TO BE DONE: Copy out the listing that follows, exact in every word, and skip the images.

## start

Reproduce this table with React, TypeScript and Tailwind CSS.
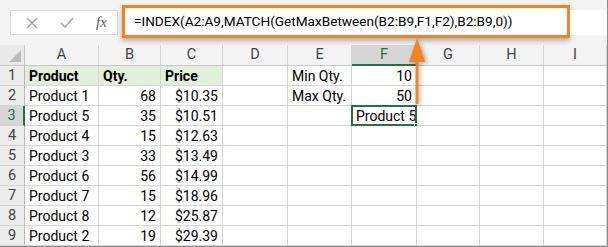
import React from 'react';

type Cell = { v?: string; right?: boolean; bold?: boolean; fill?: boolean };

const colLetters = ['A', 'B', 'C', 'D', 'E', 'F', 'G', 'H', 'I'];

const products: [string, string, string][] = [
  ['Product 1', '68', '$10.35'],
  ['Product 5', '35', '$10.51'],
  ['Product 4', '15', '$12.63'],
  ['Product 3', '33', '$13.49'],
  ['Product 6', '56', '$14.99'],
  ['Product 7', '15', '$18.96'],
  ['Product 8', '12', '$25.87'],
  ['Product 2', '19', '$29.39'],
];

function buildRows(): Cell[][] {
  const header: Cell[] = [
    { v: 'Product', bold: true, fill: true },
    { v: 'Qty.', bold: true, fill: true },
    { v: 'Price', bold: true, fill: true },
    {},
    { v: 'Min Qty.' },
    { v: '10', right: true },
    {},
    {},
    {},
  ];
  const body = products.map(([name, qty, price], i) => {
    const row: Cell[] = [
      { v: name },
      { v: qty, right: true },
      { v: price, right: true },
      {},
      {},
      {},
      {},
      {},
      {},
    ];
    if (i === 0) {
      row[4] = { v: 'Max Qty.' };
      row[5] = { v: '50', right: true };
    }
    if (i === 1) row[5] = { v: 'Product 5' };
    return row;
  });
  return [header, ...body];
}

const rows = buildRows();

function CancelIcon() {
  return (
    <svg width="12" height="12" viewBox="0 0 12 12">
      <path d="M1 1 L11 11 M11 1 L1 11" stroke="#a6a6a6" strokeWidth="1.4" fill="none" />
    </svg>
  );
}

function EnterIcon() {
  return (
    <svg width="14" height="11" viewBox="0 0 14 11">
      <path d="M1 6 L5 10 L13 1" stroke="#a6a6a6" strokeWidth="1.6" fill="none" />
    </svg>
  );
}

function FormulaBar() {
  return (
    <div className="flex h-[45px] items-start bg-[#f3f3f3] pl-[10px]">
      <div className="mt-[10px] flex h-[25px] w-[108px] items-center border border-[#dadada] bg-white">
        <span className="ml-[15px] flex w-[12px] justify-center">
          <CancelIcon />
        </span>
        <span className="ml-[22px] flex w-[14px] justify-center">
          <EnterIcon />
        </span>
        <span
          className="ml-[22px] text-[15px] italic text-[#5f5f5f]"
          style={{ fontFamily: '"Liberation Serif", serif' }}
        >
          fx
        </span>
      </div>
      <div className="ml-[4px] mt-[5px] flex h-[33px] w-[448px] items-center border-[3px] border-[#f5821f] bg-white pl-[9px] shadow-[0_3px_5px_rgba(0,0,0,0.28)]">
        <span className="whitespace-nowrap text-[13.6px] text-black">
          =INDEX(A2:A9,MATCH(GetMaxBetween(B2:B9,F1,F2),B2:B9,0))
        </span>
      </div>
      <div className="mt-[10px] h-[25px] flex-1 bg-white" />
    </div>
  );
}

function Arrow() {
  // orange pointer from the result cell up to the formula box
  return (
    <svg
      className="pointer-events-none absolute left-[407px] top-[37px] drop-shadow-[2px_1px_2px_rgba(0,0,0,0.3)]"
      width="20"
      height="68"
      viewBox="0 0 20 68"
    >
      <path d="M10 1 L18 25 L2 25 Z" fill="#f5821f" />
      <rect x="8.5" y="22" width="3" height="45" fill="#f5821f" />
    </svg>
  );
}

export default function App() {
  return (
    <div
      className="relative h-[247px] w-[608px] overflow-hidden border-b border-r border-[#8c8c8c] bg-white"
      style={{ fontFamily: 'Roboto, "Noto Sans", sans-serif' }}
    >
      <FormulaBar />

      <div className="grid grid-cols-[25px_74px_62px_62px_65px_64px_65px_63px_64px_63px] text-[14px]">
        {/* column headers */}
        <div className="relative h-[21px] border-b border-r border-[#c6c6c6] bg-[#e9e9e9]">
          <svg className="absolute bottom-[3px] right-[3px]" width="12" height="12" viewBox="0 0 12 12">
            <path d="M12 0 L12 12 L0 12 Z" fill="#bcbcbc" />
          </svg>
        </div>
        {colLetters.map((c) => (
          <div
            key={c}
            className={
              c === 'F'
                ? 'flex h-[21px] items-center justify-center border-b-2 border-r border-b-[#217346] border-r-[#d4d4d4] bg-[#d6d6d6] text-[14.5px] text-[#217346]'
                : 'flex h-[21px] items-center justify-center border-b border-r border-b-[#c6c6c6] border-r-[#d4d4d4] bg-[#f3f3f3] text-[14.5px] text-[#444]'
            }
          >
            {c}
          </div>
        ))}

        {rows.map((row, r) => (
          <React.Fragment key={r}>
            <div
              className={
                r === 2
                  ? 'flex h-[20px] items-center justify-center border-b border-r-2 border-b-[#d4d4d4] border-r-[#217346] bg-[#d6d6d6] text-[14.5px] text-[#217346]'
                  : 'flex h-[20px] items-center justify-center border-b border-r border-b-[#d4d4d4] border-r-[#b8b8b8] bg-[#ececec] text-[14.5px] text-[#444]'
              }
            >
              {r + 1}
            </div>
            {row.map((cell, c) => {
              const selected = r === 2 && c === 5;
              return (
                <div
                  key={c}
                  className={
                    'relative flex h-[20px] items-center whitespace-nowrap border-b border-r border-[#d4d4d4] px-[4px] leading-none text-black ' +
                    (cell.right ? 'justify-end ' : 'justify-start ') +
                    (cell.bold ? 'font-bold ' : '') +
                    (cell.fill ? 'bg-[#e2efda]' : 'bg-white')
                  }
                >
                  {cell.v}
                  {selected && (
                    <>
                      <div className="pointer-events-none absolute -left-[1px] -top-[1px] h-[21px] w-[66px] border-2 border-[#217346]" />
                      <div className="absolute -bottom-[4px] -right-[4px] h-[6px] w-[6px] border border-white bg-[#217346]" />
                    </>
                  )}
                </div>
              );
            })}
          </React.Fragment>
        ))}
      </div>

      <Arrow />
    </div>
  );
}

## end

COMPLETE ANSWER:
Reproduce this table with React, TypeScript and Tailwind CSS.
import React from 'react';

type Cell = { v?: string; right?: boolean; bold?: boolean; fill?: boolean };

const colLetters = ['A', 'B', 'C', 'D', 'E', 'F', 'G', 'H', 'I'];

const products: [string, string, string][] = [
  ['Product 1', '68', '$10.35'],
  ['Product 5', '35', '$10.51'],
  ['Product 4', '15', '$12.63'],
  ['Product 3', '33', '$13.49'],
  ['Product 6', '56', '$14.99'],
  ['Product 7', '15', '$18.96'],
  ['Product 8', '12', '$25.87'],
  ['Product 2', '19', '$29.39'],
];

function buildRows(): Cell[][] {
  const header: Cell[] = [
    { v: 'Product', bold: true, fill: true },
    { v: 'Qty.', bold: true, fill: true },
    { v: 'Price', bold: true, fill: true },
    {},
    { v: 'Min Qty.' },
    { v: '10', right: true },
    {},
    {},
    {},
  ];
  const body = products.map(([name, qty, price], i) => {
    const row: Cell[] = [
      { v: name },
      { v: qty, right: true },
      { v: price, right: true },
      {},
      {},
      {},
      {},
      {},
      {},
    ];
    if (i === 0) {
      row[4] = { v: 'Max Qty.' };
      row[5] = { v: '50', right: true };
    }
    if (i === 1) row[5] = { v: 'Product 5' };
    return row;
  });
  return [header, ...body];
}

const rows = buildRows();

function CancelIcon() {
  return (
    <svg width="12" height="12" viewBox="0 0 12 12">
      <path d="M1 1 L11 11 M11 1 L1 11" stroke="#a6a6a6" strokeWidth="1.4" fill="none" />
    </svg>
  );
}

function EnterIcon() {
  return (
    <svg width="14" height="11" viewBox="0 0 14 11">
      <path d="M1 6 L5 10 L13 1" stroke="#a6a6a6" strokeWidth="1.6" fill="none" />
    </svg>
  );
}

function FormulaBar() {
  return (
    <div className="flex h-[45px] items-start bg-[#f3f3f3] pl-[10px]">
      <div className="mt-[10px] flex h-[25px] w-[108px] items-center border border-[#dadada] bg-white">
        <span className="ml-[15px] flex w-[12px] justify-center">
          <CancelIcon />
        </span>
        <span className="ml-[22px] flex w-[14px] justify-center">
          <EnterIcon />
        </span>
        <span
          className="ml-[22px] text-[15px] italic text-[#5f5f5f]"
          style={{ fontFamily: '"Liberation Serif", serif' }}
        >
          fx
        </span>
      </div>
      <div className="ml-[4px] mt-[5px] flex h-[33px] w-[448px] items-center border-[3px] border-[#f5821f] bg-white pl-[9px] shadow-[0_3px_5px_rgba(0,0,0,0.28)]">
        <span className="whitespace-nowrap text-[13.6px] text-black">
          =INDEX(A2:A9,MATCH(GetMaxBetween(B2:B9,F1,F2),B2:B9,0))
        </span>
      </div>
      <div className="mt-[10px] h-[25px] flex-1 bg-white" />
    </div>
  );
}

function Arrow() {
  // orange pointer from the result cell up to the formula box
  return (
    <svg
      className="pointer-events-none absolute left-[407px] top-[37px] drop-shadow-[2px_1px_2px_rgba(0,0,0,0.3)]"
      width="20"
      height="68"
      viewBox="0 0 20 68"
    >
      <path d="M10 1 L18 25 L2 25 Z" fill="#f5821f" />
      <rect x="8.5" y="22" width="3" height="45" fill="#f5821f" />
    </svg>
  );
}

export default function App() {
  return (
    <div
      className="relative h-[247px] w-[608px] overflow-hidden border-b border-r border-[#8c8c8c] bg-white"
      style={{ fontFamily: 'Roboto, "Noto Sans", sans-serif' }}
    >
      <FormulaBar />

      <div className="grid grid-cols-[25px_74px_62px_62px_65px_64px_65px_63px_64px_63px] text-[14px]">
        {/* column headers */}
        <div className="relative h-[21px] border-b border-r border-[#c6c6c6] bg-[#e9e9e9]">
          <svg className="absolute bottom-[3px] right-[3px]" width="12" height="12" viewBox="0 0 12 12">
            <path d="M12 0 L12 12 L0 12 Z" fill="#bcbcbc" />
          </svg>
        </div>
        {colLetters.map((c) => (
          <div
            key={c}
            className={
              c === 'F'
                ? 'flex h-[21px] items-center justify-center border-b-2 border-r border-b-[#217346] border-r-[#d4d4d4] bg-[#d6d6d6] text-[14.5px] text-[#217346]'
                : 'flex h-[21px] items-center justify-center border-b border-r border-b-[#c6c6c6] border-r-[#d4d4d4] bg-[#f3f3f3] text-[14.5px] text-[#444]'
            }
          >
            {c}
          </div>
        ))}

        {rows.map((row, r) => (
          <React.Fragment key={r}>
            <div
              className={
                r === 2
                  ? 'flex h-[20px] items-center justify-center border-b border-r-2 border-b-[#d4d4d4] border-r-[#217346] bg-[#d6d6d6] text-[14.5px] text-[#217346]'
                  : 'flex h-[20px] items-center justify-center border-b border-r border-b-[#d4d4d4] border-r-[#b8b8b8] bg-[#ececec] text-[14.5px] text-[#444]'
              }
            >
              {r + 1}
            </div>
            {row.map((cell, c) => {
              const selected = r === 2 && c === 5;
              return (
                <div
                  key={c}
                  className={
                    'relative flex h-[20px] items-center whitespace-nowrap border-b border-r border-[#d4d4d4] px-[4px] leading-none text-black ' +
                    (cell.right ? 'justify-end ' : 'justify-start ') +
                    (cell.bold ? 'font-bold ' : '') +
                    (cell.fill ? 'bg-[#e2efda]' : 'bg-white')
                  }
                >
                  {cell.v}
                  {selected && (
                    <>
                      <div className="pointer-events-none absolute -left-[1px] -top-[1px] h-[21px] w-[66px] border-2 border-[#217346]" />
                      <div className="absolute -bottom-[4px] -right-[4px] h-[6px] w-[6px] border border-white bg-[#217346]" />
                    </>
                  )}
                </div>
              );
            })}
          </React.Fragment>
        ))}
      </div>

      <Arrow />
    </div>
  );
}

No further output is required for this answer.